The Politic: How much influence did the father wield over his son throughout these 1000 days?

Almost none because, number one, the father had a major, major, major, stroke less than a year into his son’s presidency in December of ’61. Number two, Jack was his own man by then. His father didn’t run his campaign for the presidency in 1960 and his father stayed far away from the White House. Every once in awhile Jack would call and would talk about something, but it was clear to both of them that Jack was going to make all of the decisions. The one major influence and the only thing his father demanded of him, and Jack came around to this, was that he make his brother, Robert Kennedy the Attorney General so that he would have someone in the cabinet that he could trust and look after his well being. The father insisted on this and Jack and Bobby, who didn’t want to be Attorney General, agreed. But once the presidency began and even during the campaign, Jack was his own man. There was absolutely no doubt about that.

The Politic: You’ve written previous biographers on Andrew Carnegie and William Randolph Hearst. And now with Joseph Patrick Kennedy, should I notice a trend?

[Laughs] I think if there was a trend it’s over because I’ve spent long years doing these biographies about men who accomplished a great deal and lived long lives. I can’t imagine taking up another one now. If I write a biography it’ll be about James Dean or someone who died young.

The Politic: What are some of your favorite political biographies? Who are some biographers you particularly admire?

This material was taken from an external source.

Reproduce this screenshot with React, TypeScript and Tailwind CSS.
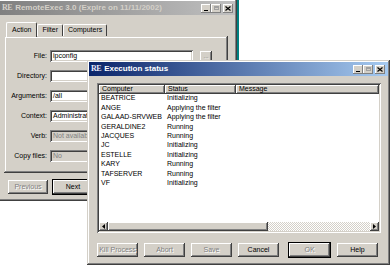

Biographers I disagree with. I admire historians. I consider myself a historian whose written biographies, not a biographer. John Lewis Gaddis, who is at Yale, his biography of Kennan, though I don’t agree with everything in it, is a marvelous biography. Allen Brinkley, another historian, wrote a terrific biography of Henry Luce. David Levering Lewis’s two volumes biography on W.E.B. Dubois are absolutely brilliant. Eric Foner has a great biography he wrote very early in his career on Tom Paine. Foner’s political biography Lincoln is just an astounding work, a great work. When I look at biographies, the ones that appeal to me are the ones by historians. I learned a great deal about the craft of writing from people like Robert Caro and his books on Johnson and Robert Moses. They’re terrific! I learned a great deal about writing biographies, if you can believe it, from a biography on Orson Welles by Simon Callow, the British actor.

The Politic: What is it about the Kennedy family that continues to capture the imagination of American society today?

The thing about the Kennedy family is that there is a glamour, there’s a celebrity, and there’s an intelligence that just shines through. Whether you agree with them or don’t agree with them, you can’t help but be fascinated by the members of this family. Not only by the men in the family, the three men who entered public life, Senator Kennedy and Robert Kennedy and the President, but the women as well are extraordinary. I think Eunice Kennedy Shriver in the years to come for her contributions to the disabilities rights movement and the push that people who were disabled mentally and physically are as much citizens of the nation as anyone else – her accomplishments are going to be looked at. Jean Kennedy Smith was the ambassador for the United States to Ireland at a time of the peace settlement and she played a part in that. This is a family that, through three generations and now into the fourth generation, has been active in addressing questions that devil all of us. We’re fascinated by them and some of us grateful to them.